Face à ces attaques, les élus de la majorité montent au créneau et défendent un budget « de responsabilité, de résistance et de continuité ». Mathieu Hazouard (PS) insiste sur la baisse des concours financiers de l’État et revendique un investissement public soutenu comme moteur économique et social. Dimitri Boutleux et Baptiste Morin soulignent l’effort consenti en matière de culture, de solidarité et de transition écologique, malgré les contraintes.

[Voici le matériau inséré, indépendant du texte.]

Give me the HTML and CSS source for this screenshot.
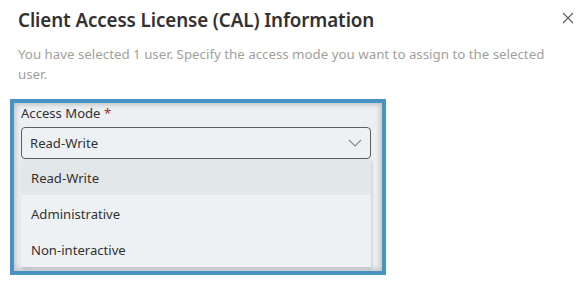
FILE: index.html
```html
<!DOCTYPE html>
<html>
<head>
<meta charset="utf-8">
<link rel="stylesheet" href="styles.css">
</head>
<body>
<div class="dialog">
  <div class="header">
    <h1 class="title">Client Access License (CAL) Information</h1>
    <button class="close" aria-label="Close">
      <svg width="12" height="12" viewBox="0 0 12 12"><path d="M1 1L11 11M11 1L1 11" stroke="#605e5c" stroke-width="1.1" fill="none"/></svg>
    </button>
  </div>
  <p class="desc">You have selected 1 user. Specify the access mode you want to assign to the selected user.</p>
  <div class="highlight">
    <div class="field">
      <label class="label">Access Mode <span class="req">*</span></label>
      <div class="select">
        <span>Read-Write</span>
        <svg width="14" height="8" viewBox="0 0 14 8"><path d="M1 1L7 7L13 1" stroke="#8a8886" stroke-width="1.1" fill="none"/></svg>
      </div>
      <ul class="list">
        <li class="item selected">Read-Write</li>
        <li class="item">Administrative</li>
        <li class="item">Non-interactive</li>
      </ul>
    </div>
  </div>
</div>
</body>
</html>
```
FILE: styles.css
```css
* { box-sizing: border-box; }
body { margin: 0; background: #fff; font-family: "Noto Sans", "Open Sans", sans-serif; color: #323130; }
.dialog { width: 587px; height: 281px; position: relative; }
.header { display: flex; justify-content: space-between; align-items: flex-start; padding: 7px 0 0 18px; }
.title { margin: 0; font-size: 18.8px; font-weight: 600; line-height: 26px; color: #323130; letter-spacing: -0.1px; }
.close { border: none; background: none; padding: 0; margin: 5px 13px 0 0; width: 12px; height: 12px; display: flex; }
.desc { margin: 11px 18px 0 18px; font-size: 13.3px; line-height: 20px; color: #a19f9d; }
.highlight { margin: 15px 0 0 10px; width: 376px; height: 176px; border: 4px solid #4693c4; background: #ecf0f3; box-shadow: inset 0 0 5px 2px rgba(0,0,0,0.18); padding: 0 11px 0 7px; }
.label { display: block; font-size: 13.1px; line-height: 20px; color: #323130; }
.req { color: #a4262c; }
.select { margin-top: 4px; height: 32px; border: 1px solid #605e5c; border-radius: 4px; display: flex; align-items: center; justify-content: space-between; padding: 0 8px 0 8px; font-size: 13.1px; background: #edf1f4; }
.list { list-style: none; margin: 0; padding: 0; background: #edf1f4; box-shadow: 1px 2px 3px rgba(0,0,0,0.15); }
.item { height: 36px; line-height: 38px; padding-left: 10px; font-size: 13.1px; }
.item.selected { background: #e2e7ea; }
```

Brigitte Bloch insiste sur « la solidité financière » de la ville et sur les choix opérés depuis 2020 : adaptation au changement climatique, rénovation du patrimoine, production de nouveaux équipements. « Ce budget dit beaucoup du chemin parcouru », affirme-t-elle, assumant un héritage que la majorité entend défendre devant les électeurs.

Une suspension de séance comme symbole

Les échanges se tendent jusqu’à une suspension de séance, demandée après une intervention de Véronique Garcia, conseillère municipale de la majorité, qui compare les propos de Thomas Cazenave à ceux tenus au temps de la collaboration.

L’ancien ministre des Comptes publics tente alors de s’exonérer de la responsabilité des erreurs budgétaires du gouvernement dont il faisait partie. S’adressant à Pierre Hurmic, il met en cause les administrations :

« Vous ne pouvez pas me calomnier comme ça, comme vous le faites depuis maintenant plusieurs conseils municipaux sur mon bilan comme ministre des Comptes publics. […] Les administrations centrales ont commis une erreur d’évaluation de plus de 50 milliards d’euros sur les recettes entre 2023 et 2024. »

Si Véronique Garcia a présenté ses excuses, cet épisode témoigne d’un conseil municipal entré de plain-pied dans la campagne, où les postures l’emportent parfois sur le débat de fond. Les candidats déclarés affûtent leurs arguments, le maire sortant défend son bilan avec vigueur, et chaque prise de parole semble désormais pensée pour dépasser les murs de l’hôtel de ville.

Le budget primitif 2026, dernier acte financier voté sous la mandature Hurmic, apparaît ainsi comme un avant-goût des semaines à venir.